Educator and learner
Educational Level
  • High School
Access Restrictions

Free access with user action - The right to view and/or download material without financial barriers but users are required to register or experience some other low-barrier to use.

Performance Expectations

HS-LS2-1 Use mathematical and/or computational representations to support explanations of factors that affect carrying capacity of ecosystems at different scales

Clarification Statement: Emphasis is on quantitative analysis and comparison of the relationships among interdependent factors including boundaries, resources, climate, and competition. Examples of mathematical comparisons could include graphs, charts, histograms, and population changes gathered from simulations or historical data sets.

Assessment Boundary: Assessment does not include deriving mathematical equations to make comparisons.

This resource appears to be designed to build towards this performance expectation, though the resource developer has not explicitly stated so.

Comments about Including the Performance Expectation
This simulation does not allow for students to compare ecosystems of different scales; it does, however, allow students to manipulate variables to understand multiple factors that will impact population size over time and to see how carrying capacity may be reached. It may be helpful to allow students to familiarize themselves with the simulation until they have a good sense of what each control does. Students will deepen their understanding of factors that influence carrying capacity if they are thoughtful in how they use the simulation. Consider ways to structure the activity so that students ask questions first and then see how they can use the simulation to answer their questions. It is also possible to use the simulation to provide evidence to support claims. Students can be encouraged to think about a particular factor, such as predation, and make a statement about how they think this one factor will affect the carrying capacity of the ecosystem for the sheep population. Providing plenty of opportunities for students to share their explanations with one another will also deepen their understanding about how factors such as predation, birth rate, death rate, and food availability affect the carrying capacity.

Science and Engineering Practices

This resource appears to be designed to build towards this science and engineering practice, though the resource developer has not explicitly stated so.

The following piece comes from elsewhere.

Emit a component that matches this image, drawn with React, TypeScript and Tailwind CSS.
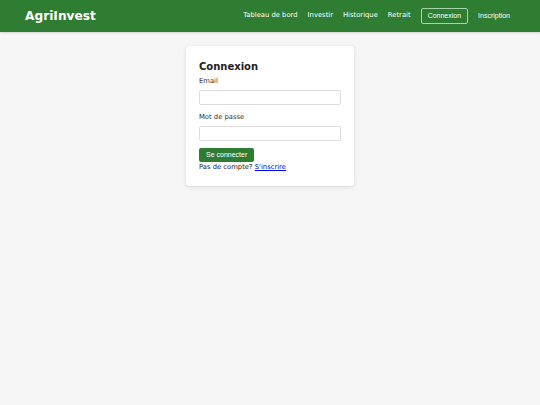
import { useState } from "react";

const navLinks = ["Tableau de bord", "Investir", "Historique", "Retrait"];

const Header = () => {
  return (
    <header className="h-8 bg-[#2e7d32] flex items-center justify-between pl-[25px] pr-[24px] shadow-[0_1px_2px_rgba(0,0,0,0.15)]">
      <h1 className="text-[12.2px] font-bold text-white leading-none pt-[1px]">AgriInvest</h1>
      <nav className="flex items-center text-[6.8px] text-white">
        {navLinks.map((l) => (
          <a key={l} href="#" className="mr-[10px] pb-[2px]">
            {l}
          </a>
        ))}
        <button className="h-[16px] px-[6px] border border-[#a5d6a7] rounded-[2px] text-[7px] font-['Liberation_Sans',sans-serif] text-white">
          Connexion
        </button>
        <button className="ml-[4px] h-[16px] px-[6px] text-[7px] font-['Liberation_Sans',sans-serif] text-white">
          Inscription
        </button>
      </nav>
    </header>
  );
};

const LoginCard = () => {
  const [email, setEmail] = useState("");
  const [password, setPassword] = useState("");

  return (
    <div className="w-[168px] bg-white rounded-[4px] shadow-[0_1px_4px_rgba(0,0,0,0.12)] px-[13px] pt-[16px] pb-[15px]">
      <h2 className="text-[10px] font-bold text-[#222] leading-none mb-[5px]">Connexion</h2>
      <label className="block text-[6.8px] leading-[8px] text-[#333] mb-[5px]">Email</label>
      <input
        type="email"
        value={email}
        onChange={(e) => setEmail(e.target.value)}
        className="block w-full h-[15px] border border-[#ddd] rounded-[2px] bg-white mb-[8px]"
      />
      <label className="block text-[6.8px] leading-[8px] text-[#333] mb-[5px]">Mot de passe</label>
      <input
        type="password"
        value={password}
        onChange={(e) => setPassword(e.target.value)}
        className="block w-full h-[15px] border border-[#ddd] rounded-[2px] bg-white mb-[7px]"
      />
      <button className="block h-[14px] px-[7px] bg-[#2e7d32] text-white text-[7px] rounded-[2px] font-['Liberation_Sans',sans-serif]">
        Se connecter
      </button>
      <p className="text-[6.8px] leading-[8px] text-[#222] mt-[1px]">
        Pas de compte?{" "}
        <a href="#" className="text-[#0000ee] underline">
          S'inscrire
        </a>
      </p>
    </div>
  );
};

export default function App() {
  return (
    <div className="min-h-[405px] bg-[#f6f6f6] font-['DejaVu_Sans',Verdana,sans-serif]">
      <Header />
      <main className="flex justify-center pt-[14px]">
        <LoginCard />
      </main>
    </div>
  );
}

Comments about Including the Science and Engineering Practice
Prior to using the simulation, ask students about their understanding of how different factors may affect a population within an enclosed area. Ask them what they think will be most important in determining whether or not a population survives. By asking students to first think about carrying capacity, the simulation can provide specific quantitative support for their explanations. Help the students to focus on the graph and to be able to explain how it is relevant to support explanations of factors. Do they think that the graph reflects how one factor may be more significant than another? How does the graph change over time with different factors? Using the snapshot feature within the simulation will allow students to collect their data and to make comparisons when they change different variables. This process can be iterative, as the activity lends itself for expansion. If students have different ideas about potential outcomes, then different teams can design their own simulations to see if their ideas are supported. Good peer discussions will provide ways for students to gain a deeper understanding of their results. Encourage students to set the controls at specific levels so they can see how each factor influences the population over a range of values.

Disciplinary Core Ideas

This resource appears to be designed to build towards this disciplinary core idea, though the resource developer has not explicitly stated so.

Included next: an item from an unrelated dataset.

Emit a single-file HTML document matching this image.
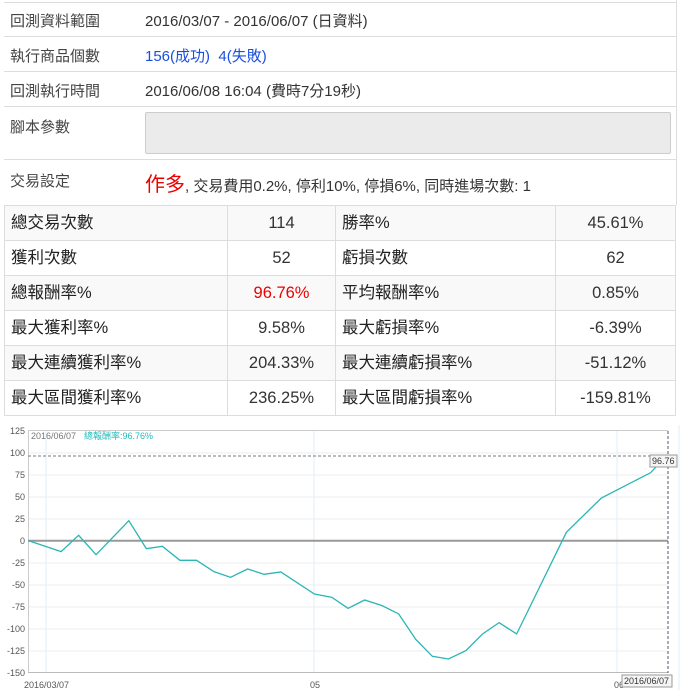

Comments about Including the Disciplinary Core Idea
Population Explosion is well designed to support this core idea, although students may need to be reminded that it is a simplified simulation without the complexity of a natural dynamic ecosystem. One advantage of a simulation is that simplification helps us to better understand how systems work. Students should be encouraged to use all the provided controls so that they can better understand the factors that affect abundance. Predation can be mimicked (and controlled) by use of the “reaper” button. The graph should be used to provide evidence and support for students' explanations. Encourage students to think critically about each factor and why it might have the influence that it does. For example, ask students about the relationship between the number of sheep and the amount of grass. What would this look like in the wild with a natural population? Do they know of any examples? Supplement this lesson with real examples of populations exceeding their carrying capacity. One example is a fact sheet about mule deer in Utah which may be found at: http://wildlife.utah.gov/hunting/pdf/mdwg/mdwg-5_carrying_capacity.pdf. Within Population Explosion a link is provided for NetLogo: http://ccl.northwestern.edu/netlogo/models/WolfSheepPredation NetLogo has a similar simulation which has more extensive controls and allows students to see how predation affects more than one population.

Crosscutting Concepts

This resource was not designed to build towards this crosscutting concept, but can be used to build towards it using the suggestions provided below.

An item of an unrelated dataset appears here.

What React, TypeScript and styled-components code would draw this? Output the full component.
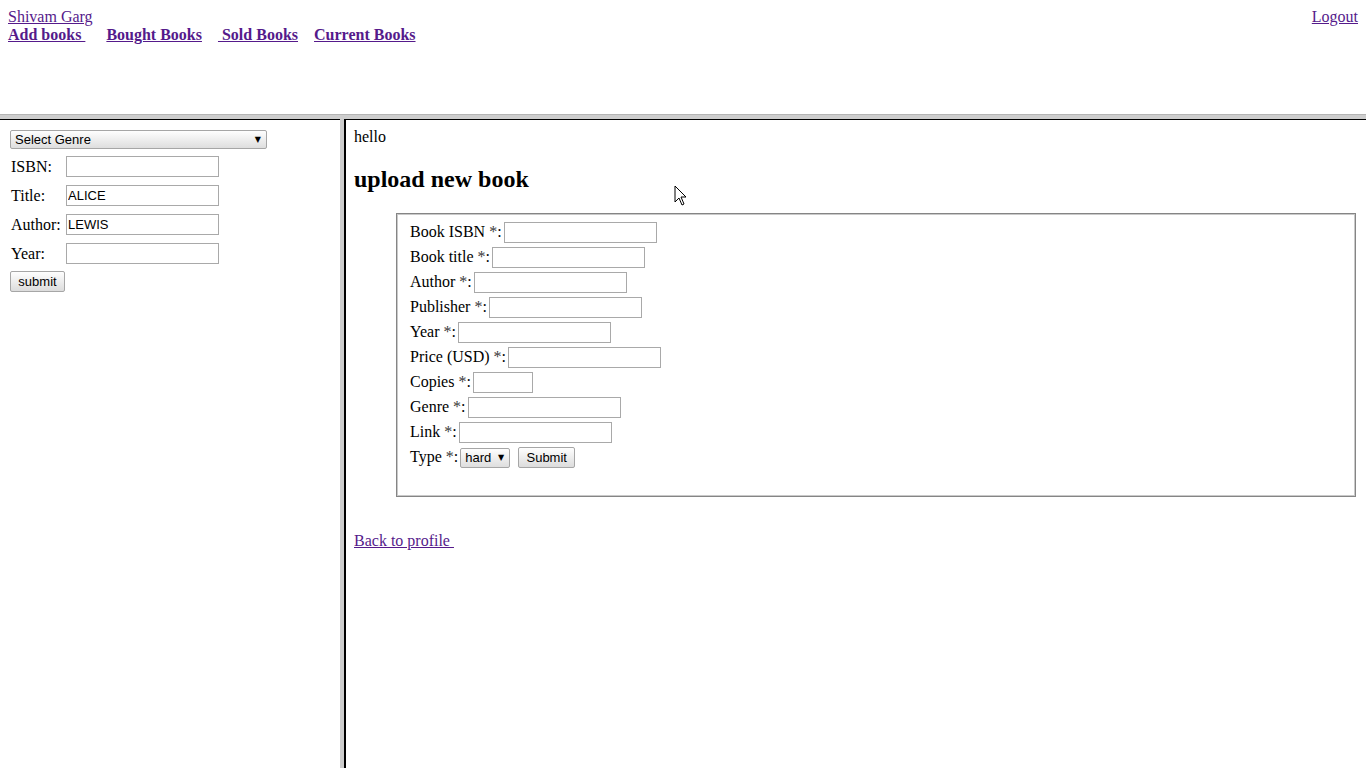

Comments about Including the Crosscutting Concept
This simulation focuses on how this population is affected when factors change in the ecosystem (a field). Students should be encouraged to offer explanations for why the population changes or remains stable as the different factors are controlled. Students need to explain the relationship of the different factors to the carrying capacity of the ecosystem. The advantage of the simulation is that students can then see if the data supports their explanations.

Resource Quality

  • Alignment to the Dimensions of the NGSS: Population Explosion is an agile simulation which lends itself to three-dimensional learning. By using a computer simulation to modify factors that affect the size of a population, students learn about stability and change in a population over time. Teachers should be thoughtful about using its potential to help make sense of phenomena because it may be tempting for students to simply play with the simulation without much thought. Although allowing students to familiarize themselves with the tool at first may be wise, the simulation will be best used to support students as they make sense of how different factors affect populations.

  • Instructional Supports: This simulation has the potential to engage students in meaningful scenarios and to deepen their understanding of the practice, core idea, and cross-cutting concepts to which it aligns. The activity provides opportunities for students to express, clarify, analyze, and extend their thinking. Peer and teacher feedback opportunities may easily be incorporated as students work through the simulation. If teachers and students sign up through the “Innovative Technology in Science Inquiry” portal, then teachers may create specific assignments for their classes to use with the simulation which could then be used to differentiate instruction. Extension ideas are offered for students who engage in the simulation and would like to deepen their understanding of the concepts surrounding carrying capacity.

  • Monitoring Student Progress: Formative assessments are embedded within the provided student activities, the snapshot album allows teachers to see how students are progressing in their understanding, and the provided analysis at the end of the activity provides teachers with ways to gauge student understanding.

  • Quality of Technological Interactivity: Overall the technology works well. During testing, the simulation stalled and had to be reset. Using the control that varies the speed of the simulation may help students see more clearly what is happening over time, as students vary the different factors.